Some lawyers are not jaded and defeated by the system. One of Griffin's bosses at the firm of "ex-hippies" he worked at fit this description. But, Griffin describes how the procedural roadblocks and the way the law wants to thwart action frustrated this woman to no end. She was a person whose only wish was to do good. When Griffin describes what ultimately happened to her, the shock gives way to abject sadness that a system as cynical as our court system is designed to frustrate the efforts of those who want to use their legal education for good and not just as a way to make a buck.

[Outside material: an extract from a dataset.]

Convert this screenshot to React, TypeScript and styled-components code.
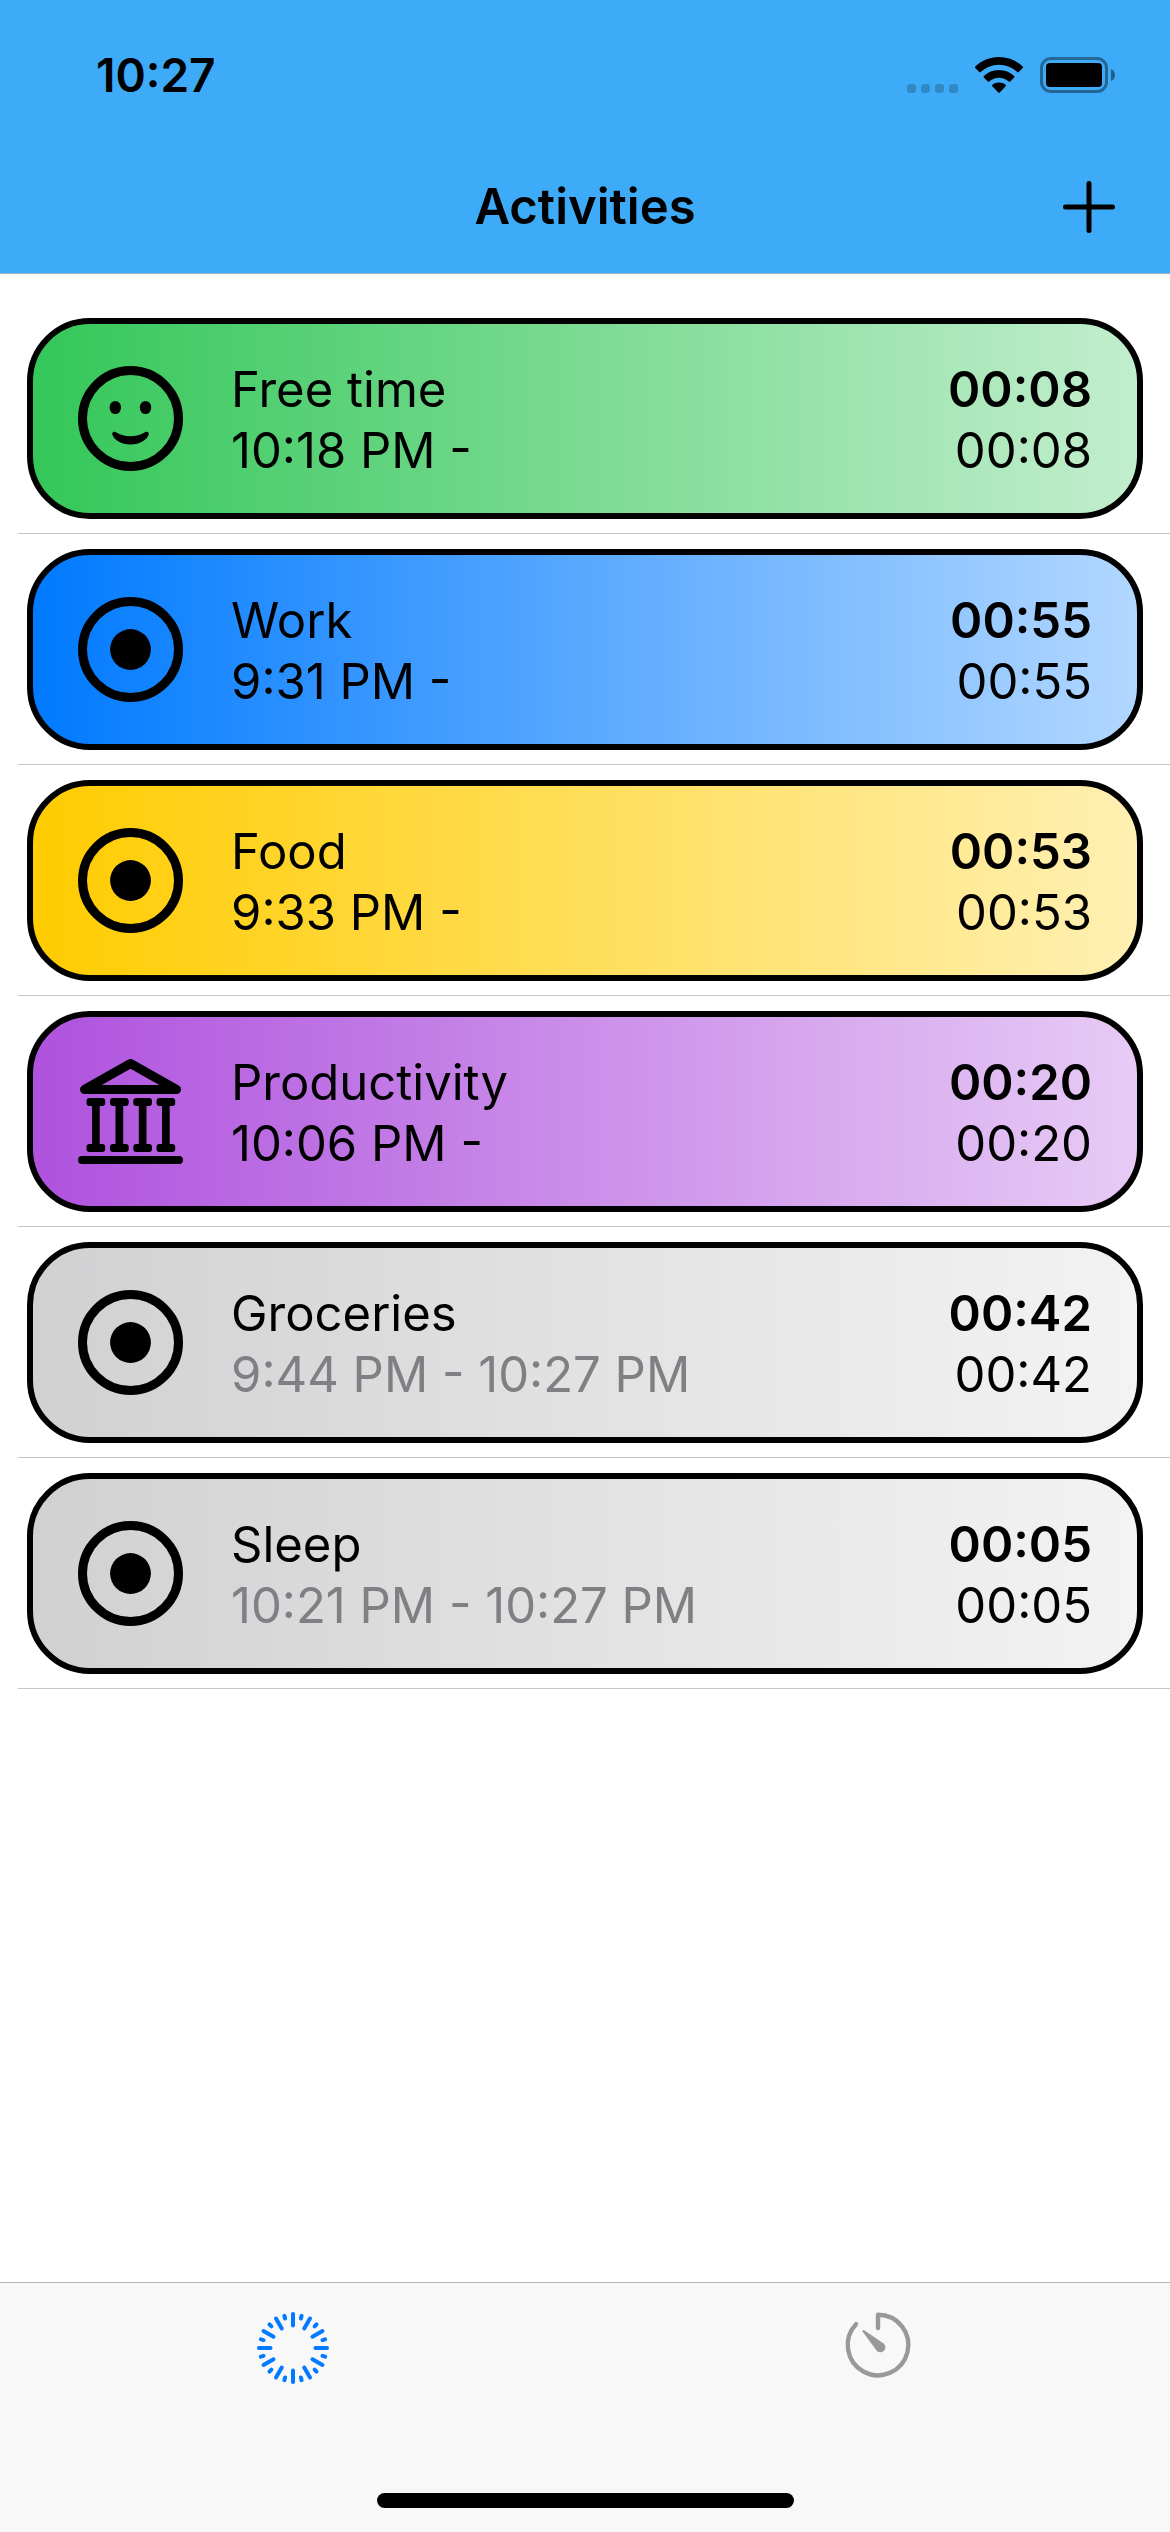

Griffin felt like an "impostor" in the legal profession. The artifice and pretension fostered by the legal profession caused some dissonance in Griffin's mind, and I suspect that this is how a lot of new lawyers feel. Part of this is attributable to the fact that law school doesn't actually teach you anything of value. But a greater part of it is due to societal expectations. I can relate to this part of Griffin's experience. When I graduated, my parents' friends, who until that point regarded me as a kid, began to ask me questions about the various idiotic messes they had maneuvered themselves into. It was expected that as a lawyer, I had a procedural magic wand that would allow me to use an obscure statute to defeat their enemies. I felt a palpable disappointment in them when I would let them know that their illegal and sometimes unethical conduct could not be washed away by a motion filed with the court.
I urge readers to forward Griffin's article to all prospective and current law students. It is not too late for these misguided souls to save themselves the heartbreak and unhappiness the enormous debt load and lack of any practical knowledge brings. If they still decide to go through with it, at least you can rest easy that you did all you could to help before it was too late.